The effects of electrode cleaning and conditioning on the performance of high-energy, pulsed-power devices

High-energy pulsed power devices routinely access field strengths above those at which broad-area, cathode-initiated, high-voltage vacuum breakdown occur (>1E7-3E7 V/m). Examples include magnetically-insulated transmission lines and current convolutes, high-current density electron and ion diodes, high-power microwave devices and cavities and other structures for electrostatic and RF accelerators. Energy deposited in anode surfaces may exceed anode plasma thermal desorption creation thresholds on the time-scale of the pulse. Stimulated desorption by electron or photon bombardment can also lead to plasma formation on electrode or insulator surfaces.
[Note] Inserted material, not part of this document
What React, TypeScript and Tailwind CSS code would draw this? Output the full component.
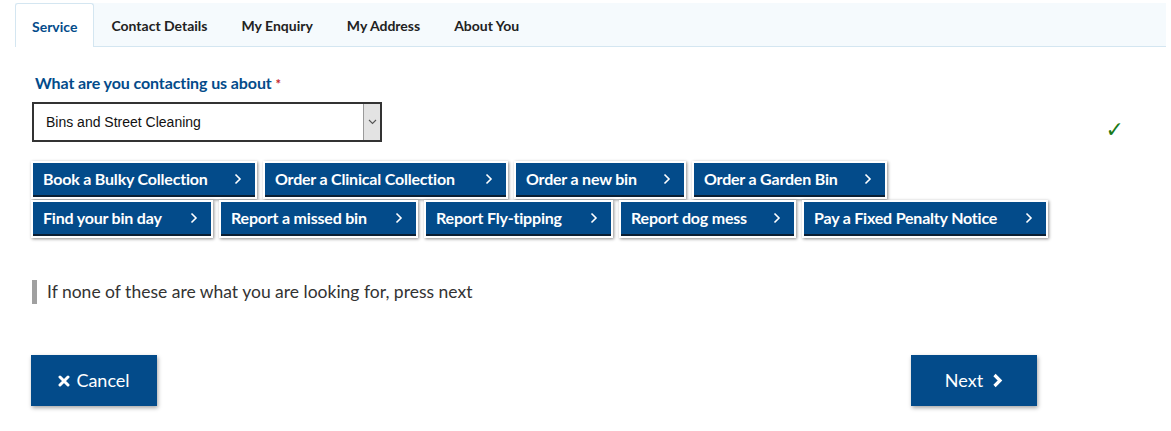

Device performance is limited above these thresholds, particularly in pulselength and energy, by the formation and expansion of plasmas formed primarily from electrode contaminants. In-situ conditioning techniques to modify and eliminate the contaminants through multiple high-voltage pulses, low base pressures, RF discharge cleaning, heating, surface coatings and ion- and electron-beam surface treatment allow access to new regimes of performance through control of plasma formation and modification of the plasma properties. Experimental and theoretical progress from a variety of devices and small scale experiments with a variety of treatment methods are reviewed and recommendations given for future work.